• **SUPPLIED INFORMATION**:
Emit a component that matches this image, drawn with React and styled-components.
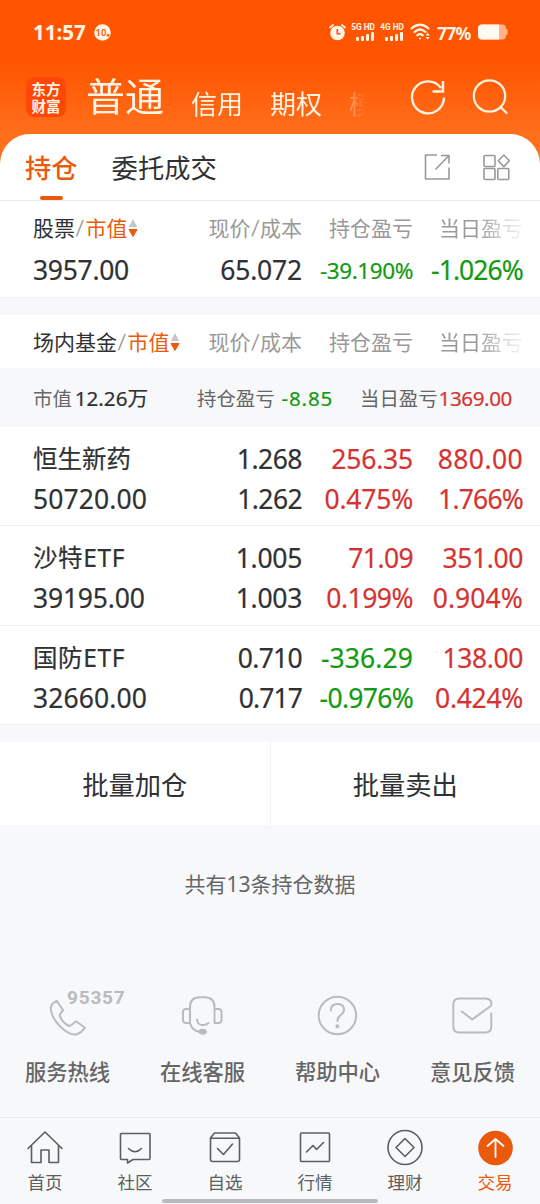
import React from 'react';
import styled, { createGlobalStyle } from 'styled-components';

const GlobalStyle = createGlobalStyle`
  * {
    box-sizing: border-box;
  }

  body {
    margin: 0;
    background: #f7f8fa;
    font-family: 'Noto Sans', 'Noto Sans CJK SC', sans-serif;
    color: #333;
  }
`;

const colors = {
  text: '#303133',
  up: '#d43431',
  down: '#129a12',
  brand: '#ea5a0c',
};

const Page = styled.div`
  width: 540px;
  height: 1204px;
  display: flex;
  flex-direction: column;
  overflow: hidden;
  background: #f7f8fa;
`;

const Header = styled.header`
  height: 164px;
  margin-bottom: -30px;
  flex: none;
  background: linear-gradient(#ff5500 0, #ff5500 62px, #ff6f1c 134px);
  color: #fff3e4;
`;

const StatusBar = styled.div`
  height: 64px;
  padding: 0 32px 0 33px;
  display: flex;
  align-items: center;
`;

const Clock = styled.span`
  width: 54px;
  font-size: 20.5px;
  font-weight: 700;
  line-height: 24px;
  letter-spacing: 0;
  margin-right: 7px;
`;

const StatusIcons = styled.div`
  margin-left: auto;
  display: flex;
  align-items: center;
`;

const Signal = styled.div`
  display: flex;
  flex-direction: column;
  align-items: flex-end;
  width: 25px;
  margin-right: ${props => props.$gap}px;
  font: 700 8.3px/9px Roboto, sans-serif;
  white-space: nowrap;
`;

const Battery = styled.span`
  width: 34px;
  font: 700 17.5px/22px 'Noto Sans', sans-serif;
  letter-spacing: -0.7px;
  margin: 2px 7px 0 6px;
`;

const NavBar = styled.div`
  height: 70px;
  padding-left: 26px;
  display: flex;
`;

const Logo = styled.div`
  width: 40px;
  height: 40px;
  margin-top: 13px;
  padding-top: 3px;
  border-radius: 8px;
  background: #ff4808;
  font: 700 14.5px/17px 'Noto Sans CJK SC', sans-serif;
  text-align: center;
`;

const Accounts = styled.nav`
  display: flex;
  align-items: flex-start;
  width: 297px;
  height: 70px;
  margin-left: 20px;
  overflow: hidden;
  white-space: nowrap;
  mask-image: linear-gradient(90deg, #000 240px, transparent 280px);
`;

const Account = styled.span`
  font-size: ${props => (props.$active ? 39 : 26)}px;
  line-height: ${props => (props.$active ? 64 : 81)}px;
  margin-right: 27px;
`;

const NavIcons = styled.div`
  display: flex;
  margin: 14px 0 0 25px;
  gap: 23px;
`;

const Tabs = styled.div`
  height: 67px;
  flex: none;
  padding: 0 29px 0 25px;
  display: flex;
  border-bottom: 1px solid #e8e9eb;
  border-radius: 30px 30px 0 0;
  background: #fff;
`;

const Tab = styled.div`
  display: flex;
  flex-direction: column;
  align-items: center;
  margin-right: 34px;
  font-size: 26.3px;
  line-height: 68px;
  height: 66px;
  font-weight: ${props => (props.$active ? 500 : 400)};
  color: ${props => (props.$active ? colors.brand : colors.text)};

  &::after {
    content: '';
    display: ${props => (props.$active ? 'block' : 'none')};
    flex: none;
    width: 23px;
    height: 4px;
    margin-top: -6px;
    border-radius: 2px;
    background: ${colors.brand};
  }
`;

const TabTools = styled.div`
  margin: 18px 0 0 auto;
  display: flex;
  gap: 29px;
`;

const Section = styled.section`
  flex: none;
  background: #fff;
  margin-bottom: 17px;
`;

const Row = styled.div`
  display: grid;
  grid-template-columns: 1fr 110px 111px 110px;
  align-items: center;
  padding: 0 17px 0 33px;
`;

const HeadRow = styled(Row)`
  height: 53px;
  font-family: Lato, 'Noto Sans CJK SC', sans-serif;
  font-size: 21px;
  line-height: 54px;
  color: #999;
`;

const HeadCell = styled.span`
  text-align: right;
  white-space: nowrap;
  ${props => props.$fade && `mask-image: linear-gradient(
    90deg, #000 64px, rgba(0, 0, 0, 0.4) 90px, rgba(0, 0, 0, 0.12) 109px
  );`}
`;

const SortCell = styled.span`
  display: flex;
  align-items: center;
  white-space: nowrap;

  b {
    font-weight: 400;
    color: ${colors.text};
  }

  em {
    margin-left: 1px;
    font-style: normal;
    color: ${colors.brand};
  }

  svg {
    margin-bottom: 1px;
  }
`;

const Line = styled(Row)`
  height: 40px;
`;

const Holding = styled.div`
  height: 99.3px;
  padding-top: 12px;
  border-bottom: 1px solid #f0f1f3;
`;

const StockHolding = styled.div`
  height: 44px;
  border-bottom: 1px solid #f0f1f3;

  ${Line} {
    height: 33px;
    line-height: 33px;
  }
`;

const ValueText = styled.span`
  font-size: ${props => props.$size}px;
  line-height: inherit;
  letter-spacing: ${props => props.$tracking}px;
  text-align: ${props => (props.$left ? 'left' : 'right')};
  color: ${props => colors[props.$tone]};
  white-space: nowrap;
  -webkit-text-stroke: 0.2px currentColor;
`;

const FundLine = styled(Line)`
  line-height: 40px;
`;

const Summary = styled.div`
  height: 59px;
  padding-left: 33px;
  display: grid;
  grid-template-columns: 164px 163px auto;
  background: #f7f8fa;
  font-size: 19.4px;
  line-height: 61px;
  color: #666;
`;

const SummaryValue = styled.span`
  font-size: 20.6px;
  letter-spacing: ${props => props.$tracking || 0}px;
  margin-left: ${props => props.$gap}px;
  color: ${props => colors[props.$tone || 'text']};
  -webkit-text-stroke: 0.2px currentColor;
`;

const Actions = styled.div`
  flex: none;
  height: 83px;
  display: flex;
  background: #fff;
`;

const Action = styled.button`
  flex: 1;
  border: 0;
  padding: 1px 0 0;
  background: none;
  font: inherit;
  font-size: 26.3px;
  color: ${colors.text};

  & + & {
    border-left: 1px solid #f0f1f3;
  }
`;

const Count = styled.p`
  margin: 43px 0 0;
  font-size: 21px;
  line-height: 32px;
  text-align: center;
  color: #666;
`;

const Services = styled.div`
  display: flex;
  margin-top: 93px;
`;

const Service = styled.div`
  position: relative;
  width: 135px;
  display: flex;
  flex-direction: column;
  align-items: center;
  font-size: 21.3px;
  font-weight: 500;
  line-height: 32px;
  color: #666;

  svg {
    margin-bottom: 18px;
  }
`;

const Hotline = styled.span`
  position: absolute;
  left: 67px;
  top: -5px;
  font: 700 19px/20px Roboto, sans-serif;
  letter-spacing: 0.8px;
  color: #b9bbbd;
`;

const TabBar = styled.footer`
  flex: none;
  height: 87px;
  margin-top: auto;
  display: flex;
  border-top: 1px solid #e6e7e9;
  position: relative;
`;

const TabItem = styled.div`
  flex: 1;
  padding-top: 10px;
  display: flex;
  flex-direction: column;
  align-items: center;
  font-size: 17.5px;
  line-height: 26px;
  color: ${props => (props.$active ? colors.brand : '#5c5e60')};

  svg {
    margin-bottom: 1px;
  }
`;

const HomeIndicator = styled.div`
  position: absolute;
  left: 162px;
  bottom: 1px;
  width: 216px;
  height: 4px;
  border-radius: 2px;
  background: #b9babc;
`;

const Icon = ({ size = 40, w = 1.6, color = 'currentColor', children, ...rest }) => (
  <svg width={size} height={size} viewBox={`0 0 ${size} ${size}`} fill="none" stroke={color}
    strokeWidth={w} strokeLinecap="round" strokeLinejoin="round" {...rest}>
    {children}
  </svg>
);

const SignalBars = () => (
  <svg width="19" height="9" viewBox="0 0 19 9" fill="currentColor">
    <rect x="0" y="5" width="3" height="4" rx="1" />
    <rect x="5" y="4" width="3" height="5" rx="1" />
    <rect x="10" y="2" width="3" height="7" rx="1" />
    <rect x="15" y="0" width="3" height="9" rx="1" />
  </svg>
);

const SortIcon = () => (
  <svg width="10" height="20" viewBox="0 0 10 20">
    <path d="M5 1L9.2 9H0.8Z" fill="#c4c6c9" />
    <path d="M1 11.5H9L5 18.5Z" fill={colors.brand} stroke={colors.brand} strokeLinejoin="round" />
  </svg>
);

const tracking = {
  '沙特ETF': 0.6, '国防ETF': 0.6,
  '50720.00': 0.1, '32660.00': 0.1, '39195.00': -0.2, '3957.00': -0.3,
  '65.072': -0.2, '1.268': -0.5, '1.262': -0.6, '1.005': -0.3, '1.003': -0.3,
  '0.710': -0.7, '0.717': -0.9,
  '256.35': -0.2, '880.00': 0.4, '71.09': -0.6, '351.00': -0.4, '138.00': -0.4,
  '-336.29': 0.1, '0.475%': -0.2, '1.766%': -0.8, '0.199%': -0.5, '0.904%': 0.1,
  '0.424%': -0.3, '-0.976%': -0.7, '-1.026%': -0.9, '-39.190%': -0.4,
};

function Value({ children, tone = 'text', size = 26.5, left }) {
  return (
    <ValueText $tone={tone} $size={size} $left={left} $tracking={tracking[children] || 0}>
      {children}
    </ValueText>
  );
}

const funds = [
  {
    name: '恒生新药', amount: '50720.00', price: '1.268', cost: '1.262',
    profit: '256.35', rate: '0.475%', dayProfit: '880.00', dayRate: '1.766%', tone: 'up',
  },
  {
    name: '沙特ETF', amount: '39195.00', price: '1.005', cost: '1.003',
    profit: '71.09', rate: '0.199%', dayProfit: '351.00', dayRate: '0.904%', tone: 'up',
  },
  {
    name: '国防ETF', amount: '32660.00', price: '0.710', cost: '0.717',
    profit: '-336.29', rate: '-0.976%', dayProfit: '138.00', dayRate: '0.424%', tone: 'down',
  },
];

function TableHead({ title }) {
  return (
    <HeadRow>
      <SortCell>
        <b>{title}</b>/<em>市值</em>
        <SortIcon />
      </SortCell>
      <HeadCell>现价/成本</HeadCell>
      <HeadCell>持仓盈亏</HeadCell>
      <HeadCell $fade>当日盈亏</HeadCell>
    </HeadRow>
  );
}

const services = [
  {
    label: '服务热线',
    hotline: '95357',
    icon: (
      <path d="M11.700 7.800C8 9.500 5.500 12.500 5.800 16C6.500 25 14 33.500 20.500 38C25 41.200 29 42.200 32.500 41C35.500 39.800 38 37.500 40 34.800L31 28.300C28.500 29.500 26.500 33.600 24 33C20 31 16 27 14.800 22.500C14.500 20.500 17.500 19 18 17Z" />
    ),
  },
  {
    label: '在线客服',
    icon: (
      <>
        <path d="M10 30V14Q10 4.200 20 4.200H24.500Q34.500 4.200 34.500 14V30M10 16H6Q3 16 3 19V27Q3 30 6 30H10M34.500 16H38.500Q41.500 16 41.500 19V27Q41.500 30 38.500 30H34.500" />
        <path d="M10 30Q12 38 20 38.800M17 26.500Q17.500 31.500 22 32Q26.500 32.300 28.500 30" />
        <ellipse cx="22.700" cy="38.800" rx="3.200" ry="2" fill="#b9bbbd" />
      </>
    ),
  },
  {
    label: '帮助中心',
    icon: (
      <>
        <circle cx="22.400" cy="22.500" r="18.700" />
        <path d="M15.800 17.500Q16 11 22.400 11Q29 11 29 16.800Q29 19.800 25.500 22.300Q22.400 24.300 22.400 28" />
        <circle cx="22.400" cy="33.200" r="1" fill="#b9bbbd" />
      </>
    ),
  },
  {
    label: '意见反馈',
    icon: (
      <path d="M41.300 20.500V33.500Q41.300 39.500 35.300 39.500H9.300Q3.300 39.500 3.300 33.500V11.500Q3.300 5.500 9.300 5.500H35.300Q39.300 5.500 41.300 8.500V12.500L22.300 26.500L11.700 18.500" />
    ),
  },
];

const tabItems = [
  { label: '首页', icon: <path d="M3 20.500L20 4L37 20.500M6.500 17.500V34.500H16V22H24V34.500H33.500V17.500" /> },
  {
    label: '社区',
    icon: <path d="M6 5.500H34Q35 5.500 35 6.500V30.500Q35 31.500 34 31.500H18L12.500 35V31.500H6.500Q5.500 31.500 5.500 30.500V6M13.500 20.500Q20 27 26.500 20.500" />,
  },
  {
    label: '自选',
    icon: <path d="M5.500 10L9.500 5H30.500L34.500 10V31.500Q34.500 33.500 32.500 33.500H7.500Q5.500 33.500 5.500 31.500ZM5.500 10.300H34.500M12.500 20.500L18.500 26.500L27.500 16" />,
  },
  {
    label: '行情',
    icon: (
      <>
        <rect x="5.500" y="5" width="29" height="28.500" rx="1" />
        <path d="M11.500 24L18 17.500L21.500 21.500L28.500 14.500" />
      </>
    ),
  },
  {
    label: '理财',
    icon: (
      <>
        <circle cx="20" cy="19.500" r="17" />
        <path d="M20 10.500L29 19.500L20 28.500L11 19.500Z" />
      </>
    ),
  },
  {
    label: '交易',
    active: true,
    icon: (
      <>
        <circle cx="20.500" cy="20" r="16.500" fill={colors.brand} stroke={colors.brand} />
        <path d="M20.500 29V11.500M12.500 18L20.500 11L28.500 18" stroke="#fff" strokeWidth="1.800" />
      </>
    ),
  },
];

export default function App() {
  return (
    <Page>
      <GlobalStyle />
      <Header>
        <StatusBar>
          <Clock>11:57</Clock>
          <svg width="17" height="17" viewBox="0 0 17 17">
            <circle cx="8.500" cy="8.500" r="8.300" fill="#fff3e4" />
            <text x="1.600" y="12.200" fontSize="9.500" fontFamily="Roboto" fontWeight="500" fill="#ff5500">10</text>
            <circle cx="14" cy="11.200" r="1.300" fill="#ff5500" />
          </svg>
          <StatusIcons>
            <svg width="17" height="18" viewBox="0 0 17 18" style={{ marginRight: 4 }}>
              <circle cx="8.500" cy="10" r="7.300" fill="#fff3e4" />
              <path d="M1 4.500L4 2M16 4.500L13 2" stroke="#fff3e4" strokeWidth="1.800" strokeLinecap="round" />
              <path d="M8.300 6V10.800H11.500" stroke="#ff5500" strokeWidth="1.600" fill="none" />
            </svg>
            <Signal $gap={4}>5G HD<SignalBars /></Signal>
            <Signal $gap={6}>4G HD<SignalBars /></Signal>
            <Icon size={21} w={2.2}>
              <path d="M1.500 6.500Q10 -1 18.500 6.500M4.500 10Q10 5 15.500 10M7.300 13.300Q10 11 12.700 13.300" />
              <circle cx="10" cy="16.500" r="1" fill="currentColor" stroke="none" />
              <path d="M15.700 13.500L17.700 10.800L19.700 13.500ZM15.700 15L17.700 17.700L19.700 15Z" fill="currentColor" stroke="none" />
            </Icon>
            <Battery>77%</Battery>
            <svg width="30" height="16" viewBox="0 0 30 16">
              <rect x="0" y="0.500" width="28" height="15" rx="4" fill="#ffb48a" />
              <rect x="27.500" y="5" width="2" height="6" rx="1" fill="#ffb48a" />
              <path d="M4 .5H21V15.500H4Q0 15.500 0 11.500V4.500Q0 .5 4 .5Z" fill="#fff9f2" />
            </svg>
          </StatusIcons>
        </StatusBar>
        <NavBar>
          <Logo>东方<br />财富</Logo>
          <Accounts>
            <Account $active>普通</Account>
            <Account>信用</Account>
            <Account>期权</Account>
            <Account>模拟</Account>
          </Accounts>
          <NavIcons>
            <Icon w={2.4} strokeLinejoin="miter" strokeLinecap="butt">
              <path d="M36 19.500A16 16 0 1 1 33 10M24.500 13.500H35V3" />
            </Icon>
            <Icon w={2.2}>
              <circle cx="18.500" cy="18" r="15.700" />
              <path d="M30 29.500L35.500 35" />
            </Icon>
          </NavIcons>
        </NavBar>
      </Header>

      <Tabs>
        <Tab $active>持仓</Tab>
        <Tab>委托成交</Tab>
        <TabTools>
          <Icon size={30} color="#999" strokeLinecap="butt">
            <path d="M15 3H3.500V27H27V15.500M19 3.500H27V11.500M26.500 4L13.500 17.500" />
          </Icon>
          <Icon size={30} color="#999">
            <rect x="3" y="3.500" width="11" height="11" rx="1" />
            <rect x="3" y="16.500" width="11" height="11" rx="1" />
            <rect x="16.800" y="16.500" width="11" height="11" rx="1" />
            <path d="M22.800 3L28.300 8.800L22.800 14.600L17.300 8.800Z" />
          </Icon>
        </TabTools>
      </Tabs>

      <Section>
        <TableHead title="股票" />
        <StockHolding>
          <Line>
            <Value left>3957.00</Value>
            <Value>65.072</Value>
            <Value tone="down" size={22.5}>-39.190%</Value>
            <Value tone="down">-1.026%</Value>
          </Line>
        </StockHolding>
      </Section>

      <Section>
        <TableHead title="场内基金" />
        <Summary>
          <span>市值<SummaryValue $gap={3}>12.26万</SummaryValue></span>
          <span>持仓盈亏<SummaryValue $gap={7} $tracking={0.8} $tone="down">-8.85</SummaryValue></span>
          <span>当日盈亏<SummaryValue $gap={1} $tracking={-0.4} $tone="up">1369.00</SummaryValue></span>
        </Summary>
        {funds.map(f => (
          <Holding key={f.name}>
            <FundLine>
              <Value left size={24.5}>{f.name}</Value>
              <Value>{f.price}</Value>
              <Value tone={f.tone}>{f.profit}</Value>
              <Value tone="up">{f.dayProfit}</Value>
            </FundLine>
            <FundLine>
              <Value left>{f.amount}</Value>
              <Value>{f.cost}</Value>
              <Value tone={f.tone}>{f.rate}</Value>
              <Value tone="up">{f.dayRate}</Value>
            </FundLine>
          </Holding>
        ))}
      </Section>

      <Actions>
        <Action>批量加仓</Action>
        <Action>批量卖出</Action>
      </Actions>

      <Count>共有13条持仓数据</Count>

      <Services>
        {services.map(s => (
          <Service key={s.label}>
            <Icon size={45} w={2} color="#b9bbbd">{s.icon}</Icon>
            {s.hotline && <Hotline>{s.hotline}</Hotline>}
            {s.label}
          </Service>
        ))}
      </Services>

      <TabBar>
        {tabItems.map(t => (
          <TabItem key={t.label} $active={t.active}>
            <Icon>{t.icon}</Icon>
            {t.label}
          </TabItem>
        ))}
        <HomeIndicator />
      </TabBar>
    </Page>
  );
}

• **PROBLEM TO SOLVE**: Check every line of the data, and copy the ones that contain "components".

• **REPLY TO THE TASK**:
Emit a component that matches this image, drawn with React and styled-components.
import styled, { createGlobalStyle } from 'styled-components';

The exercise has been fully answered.